• **What the task asks**: Pull out all lines from the listing below in which the word "screenshot" appears.
* Begin Records supplied *
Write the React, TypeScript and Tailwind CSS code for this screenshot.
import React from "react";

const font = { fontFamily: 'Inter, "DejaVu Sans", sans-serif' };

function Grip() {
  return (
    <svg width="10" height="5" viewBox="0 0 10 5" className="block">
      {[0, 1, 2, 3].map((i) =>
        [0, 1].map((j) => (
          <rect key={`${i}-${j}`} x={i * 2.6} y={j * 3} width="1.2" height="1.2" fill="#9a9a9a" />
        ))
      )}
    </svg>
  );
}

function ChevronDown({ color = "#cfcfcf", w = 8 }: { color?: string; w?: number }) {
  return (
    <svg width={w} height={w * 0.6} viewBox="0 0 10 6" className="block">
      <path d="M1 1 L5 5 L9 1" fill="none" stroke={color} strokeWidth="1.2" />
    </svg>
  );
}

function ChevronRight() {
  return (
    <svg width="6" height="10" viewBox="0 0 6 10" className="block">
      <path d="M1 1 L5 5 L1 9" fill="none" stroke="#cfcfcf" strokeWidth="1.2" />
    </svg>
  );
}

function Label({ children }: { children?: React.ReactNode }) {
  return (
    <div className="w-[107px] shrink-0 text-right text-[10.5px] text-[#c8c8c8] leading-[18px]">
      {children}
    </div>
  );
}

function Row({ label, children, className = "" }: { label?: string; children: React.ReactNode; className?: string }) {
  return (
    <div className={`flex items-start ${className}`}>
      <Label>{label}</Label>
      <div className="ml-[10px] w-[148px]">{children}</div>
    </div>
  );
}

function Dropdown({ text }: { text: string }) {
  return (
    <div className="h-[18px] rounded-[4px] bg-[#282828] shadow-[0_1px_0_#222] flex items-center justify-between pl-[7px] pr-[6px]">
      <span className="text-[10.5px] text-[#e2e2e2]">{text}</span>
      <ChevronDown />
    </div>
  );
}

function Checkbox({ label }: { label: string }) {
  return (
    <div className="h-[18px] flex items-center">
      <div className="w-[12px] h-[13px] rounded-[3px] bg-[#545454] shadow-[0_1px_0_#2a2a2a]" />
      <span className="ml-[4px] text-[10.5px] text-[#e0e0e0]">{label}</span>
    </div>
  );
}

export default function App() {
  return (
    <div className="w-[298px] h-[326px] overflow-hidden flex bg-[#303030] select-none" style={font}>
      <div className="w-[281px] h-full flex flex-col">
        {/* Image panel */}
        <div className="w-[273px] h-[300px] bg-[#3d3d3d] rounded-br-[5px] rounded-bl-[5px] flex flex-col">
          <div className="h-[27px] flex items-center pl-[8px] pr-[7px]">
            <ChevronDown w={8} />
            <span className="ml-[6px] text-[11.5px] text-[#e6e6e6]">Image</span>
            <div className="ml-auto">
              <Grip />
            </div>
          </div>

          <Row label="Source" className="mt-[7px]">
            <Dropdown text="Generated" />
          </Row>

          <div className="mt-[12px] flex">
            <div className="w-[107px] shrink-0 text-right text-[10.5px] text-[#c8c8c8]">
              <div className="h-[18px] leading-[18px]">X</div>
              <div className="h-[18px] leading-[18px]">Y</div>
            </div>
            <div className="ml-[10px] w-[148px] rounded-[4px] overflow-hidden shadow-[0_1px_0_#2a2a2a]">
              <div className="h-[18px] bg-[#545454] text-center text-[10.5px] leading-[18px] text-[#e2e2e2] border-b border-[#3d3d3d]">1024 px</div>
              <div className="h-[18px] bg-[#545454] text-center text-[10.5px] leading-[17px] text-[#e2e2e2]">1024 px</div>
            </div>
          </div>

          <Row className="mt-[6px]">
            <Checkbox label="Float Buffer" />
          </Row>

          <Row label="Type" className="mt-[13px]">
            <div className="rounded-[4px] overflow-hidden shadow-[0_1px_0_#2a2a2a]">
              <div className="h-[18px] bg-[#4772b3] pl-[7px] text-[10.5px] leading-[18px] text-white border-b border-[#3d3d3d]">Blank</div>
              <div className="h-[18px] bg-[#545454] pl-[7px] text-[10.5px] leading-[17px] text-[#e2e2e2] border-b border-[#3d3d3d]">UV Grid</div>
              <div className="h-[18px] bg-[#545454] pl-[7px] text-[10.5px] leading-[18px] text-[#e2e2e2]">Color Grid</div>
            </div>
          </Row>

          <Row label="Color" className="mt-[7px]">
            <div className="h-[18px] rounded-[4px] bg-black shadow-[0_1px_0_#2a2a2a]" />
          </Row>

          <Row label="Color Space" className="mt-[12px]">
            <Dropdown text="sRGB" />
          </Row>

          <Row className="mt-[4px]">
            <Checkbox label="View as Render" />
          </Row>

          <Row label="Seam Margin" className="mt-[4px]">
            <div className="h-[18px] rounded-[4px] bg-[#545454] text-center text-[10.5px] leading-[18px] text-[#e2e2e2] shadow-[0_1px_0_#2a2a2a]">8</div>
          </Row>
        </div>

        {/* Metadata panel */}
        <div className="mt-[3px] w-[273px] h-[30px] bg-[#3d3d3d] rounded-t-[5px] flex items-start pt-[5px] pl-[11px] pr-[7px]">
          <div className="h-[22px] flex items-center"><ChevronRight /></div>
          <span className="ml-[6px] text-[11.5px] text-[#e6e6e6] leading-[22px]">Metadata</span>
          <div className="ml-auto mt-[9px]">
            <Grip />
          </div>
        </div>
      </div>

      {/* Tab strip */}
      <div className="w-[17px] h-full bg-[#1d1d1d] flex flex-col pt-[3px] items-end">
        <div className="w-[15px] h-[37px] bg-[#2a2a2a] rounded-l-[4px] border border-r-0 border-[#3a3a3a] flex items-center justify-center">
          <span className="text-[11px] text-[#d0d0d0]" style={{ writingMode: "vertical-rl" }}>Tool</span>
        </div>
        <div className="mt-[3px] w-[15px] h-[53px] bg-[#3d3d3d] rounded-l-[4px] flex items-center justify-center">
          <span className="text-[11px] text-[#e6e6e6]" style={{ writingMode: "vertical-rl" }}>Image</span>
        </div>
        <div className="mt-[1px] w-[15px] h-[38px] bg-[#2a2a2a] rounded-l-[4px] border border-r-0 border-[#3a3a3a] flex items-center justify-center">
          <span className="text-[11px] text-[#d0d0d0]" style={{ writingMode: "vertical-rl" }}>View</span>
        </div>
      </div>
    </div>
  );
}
* End Records supplied *
* Begin Records supplied *
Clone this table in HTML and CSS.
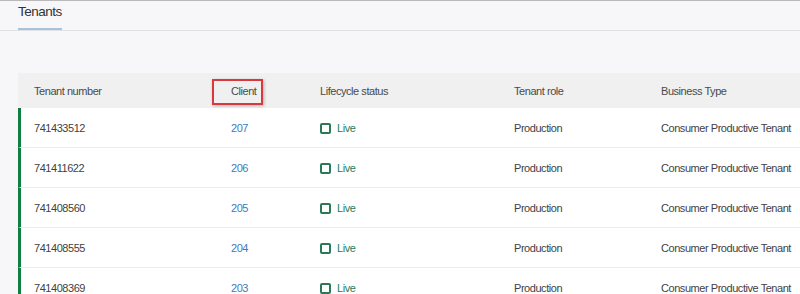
* End Records supplied *
* Begin Records supplied *
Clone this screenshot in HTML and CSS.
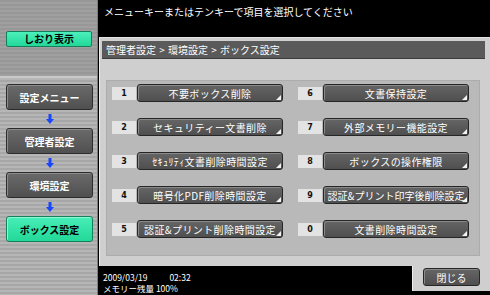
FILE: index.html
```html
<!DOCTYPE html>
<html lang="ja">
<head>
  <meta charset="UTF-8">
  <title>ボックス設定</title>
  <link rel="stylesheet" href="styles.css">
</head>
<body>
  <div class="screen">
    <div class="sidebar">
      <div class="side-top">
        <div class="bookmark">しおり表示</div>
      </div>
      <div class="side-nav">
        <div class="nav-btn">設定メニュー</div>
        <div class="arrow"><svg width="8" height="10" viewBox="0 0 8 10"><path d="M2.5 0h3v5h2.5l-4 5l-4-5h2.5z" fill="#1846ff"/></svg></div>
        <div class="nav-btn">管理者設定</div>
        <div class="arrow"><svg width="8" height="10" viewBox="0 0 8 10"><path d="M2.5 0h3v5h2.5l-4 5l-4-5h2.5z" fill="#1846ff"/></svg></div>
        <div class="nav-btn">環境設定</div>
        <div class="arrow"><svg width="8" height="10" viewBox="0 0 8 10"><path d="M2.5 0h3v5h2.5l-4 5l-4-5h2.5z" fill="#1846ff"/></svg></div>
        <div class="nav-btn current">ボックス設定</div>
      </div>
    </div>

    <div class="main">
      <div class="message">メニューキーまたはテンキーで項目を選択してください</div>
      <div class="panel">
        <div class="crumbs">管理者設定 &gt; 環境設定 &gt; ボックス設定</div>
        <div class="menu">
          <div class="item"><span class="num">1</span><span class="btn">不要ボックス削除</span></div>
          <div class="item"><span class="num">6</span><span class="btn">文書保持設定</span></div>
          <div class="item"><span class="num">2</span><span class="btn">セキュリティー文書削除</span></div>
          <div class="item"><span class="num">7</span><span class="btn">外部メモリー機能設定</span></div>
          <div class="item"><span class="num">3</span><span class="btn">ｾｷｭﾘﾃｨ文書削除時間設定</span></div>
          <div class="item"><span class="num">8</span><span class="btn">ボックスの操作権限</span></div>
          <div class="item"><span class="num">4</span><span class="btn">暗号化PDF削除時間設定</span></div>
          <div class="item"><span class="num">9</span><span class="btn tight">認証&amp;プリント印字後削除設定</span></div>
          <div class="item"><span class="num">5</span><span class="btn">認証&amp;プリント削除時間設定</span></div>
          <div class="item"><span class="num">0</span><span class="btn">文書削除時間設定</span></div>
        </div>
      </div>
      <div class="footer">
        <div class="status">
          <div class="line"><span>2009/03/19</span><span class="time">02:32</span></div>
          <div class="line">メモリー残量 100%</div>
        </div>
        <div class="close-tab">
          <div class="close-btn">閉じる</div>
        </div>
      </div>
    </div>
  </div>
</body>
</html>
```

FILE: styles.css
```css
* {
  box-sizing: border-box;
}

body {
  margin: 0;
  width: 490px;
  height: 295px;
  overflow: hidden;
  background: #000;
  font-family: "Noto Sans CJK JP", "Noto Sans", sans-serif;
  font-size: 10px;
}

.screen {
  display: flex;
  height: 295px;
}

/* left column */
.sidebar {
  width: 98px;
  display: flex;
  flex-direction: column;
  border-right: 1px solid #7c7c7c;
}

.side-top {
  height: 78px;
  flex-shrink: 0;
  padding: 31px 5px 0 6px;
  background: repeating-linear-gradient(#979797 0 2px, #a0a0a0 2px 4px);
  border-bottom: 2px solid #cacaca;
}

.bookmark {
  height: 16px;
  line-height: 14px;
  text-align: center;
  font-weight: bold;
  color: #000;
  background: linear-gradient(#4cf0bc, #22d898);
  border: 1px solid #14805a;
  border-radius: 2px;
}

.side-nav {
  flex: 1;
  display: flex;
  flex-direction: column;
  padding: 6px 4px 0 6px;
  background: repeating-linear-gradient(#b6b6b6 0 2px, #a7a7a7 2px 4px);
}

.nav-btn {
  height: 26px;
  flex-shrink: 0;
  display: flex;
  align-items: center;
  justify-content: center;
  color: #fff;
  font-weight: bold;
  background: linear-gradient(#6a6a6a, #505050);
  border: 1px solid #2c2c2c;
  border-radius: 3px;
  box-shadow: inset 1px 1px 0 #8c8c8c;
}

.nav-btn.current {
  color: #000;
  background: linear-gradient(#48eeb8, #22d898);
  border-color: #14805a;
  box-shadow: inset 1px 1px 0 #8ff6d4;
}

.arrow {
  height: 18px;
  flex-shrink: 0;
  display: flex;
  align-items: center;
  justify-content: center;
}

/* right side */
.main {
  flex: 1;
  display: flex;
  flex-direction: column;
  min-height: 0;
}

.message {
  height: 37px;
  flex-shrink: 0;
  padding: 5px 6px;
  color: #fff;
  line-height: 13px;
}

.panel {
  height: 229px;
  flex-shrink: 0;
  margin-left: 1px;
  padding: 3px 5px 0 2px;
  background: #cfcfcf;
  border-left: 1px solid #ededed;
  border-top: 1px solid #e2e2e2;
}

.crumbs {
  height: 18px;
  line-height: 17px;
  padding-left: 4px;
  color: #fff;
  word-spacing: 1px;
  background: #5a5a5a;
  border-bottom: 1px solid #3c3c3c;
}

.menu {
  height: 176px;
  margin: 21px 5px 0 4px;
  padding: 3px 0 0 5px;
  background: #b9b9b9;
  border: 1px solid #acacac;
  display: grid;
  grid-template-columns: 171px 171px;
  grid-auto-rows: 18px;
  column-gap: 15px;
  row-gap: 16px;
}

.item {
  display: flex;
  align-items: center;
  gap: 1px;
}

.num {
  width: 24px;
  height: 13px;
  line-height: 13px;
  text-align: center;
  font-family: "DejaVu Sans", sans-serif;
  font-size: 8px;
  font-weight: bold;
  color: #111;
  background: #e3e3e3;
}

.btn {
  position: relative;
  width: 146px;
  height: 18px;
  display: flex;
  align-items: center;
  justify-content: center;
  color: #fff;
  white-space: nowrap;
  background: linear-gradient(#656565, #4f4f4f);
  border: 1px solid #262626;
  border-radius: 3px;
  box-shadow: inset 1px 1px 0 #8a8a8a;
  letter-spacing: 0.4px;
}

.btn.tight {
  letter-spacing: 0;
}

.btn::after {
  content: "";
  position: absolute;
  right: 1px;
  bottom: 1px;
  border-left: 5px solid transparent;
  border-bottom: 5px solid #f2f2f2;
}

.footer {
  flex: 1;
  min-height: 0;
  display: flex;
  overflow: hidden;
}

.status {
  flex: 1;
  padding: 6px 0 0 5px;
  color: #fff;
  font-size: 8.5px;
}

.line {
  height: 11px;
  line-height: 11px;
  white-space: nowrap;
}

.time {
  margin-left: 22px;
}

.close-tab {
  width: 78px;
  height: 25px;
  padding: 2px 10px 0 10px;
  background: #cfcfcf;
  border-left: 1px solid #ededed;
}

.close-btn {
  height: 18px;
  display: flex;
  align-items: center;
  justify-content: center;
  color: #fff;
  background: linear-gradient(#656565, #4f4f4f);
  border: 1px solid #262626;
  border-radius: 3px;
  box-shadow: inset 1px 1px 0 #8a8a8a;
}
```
* End Records supplied *
• **Reply**:
Write the React, TypeScript and Tailwind CSS code for this screenshot.
Clone this screenshot in HTML and CSS.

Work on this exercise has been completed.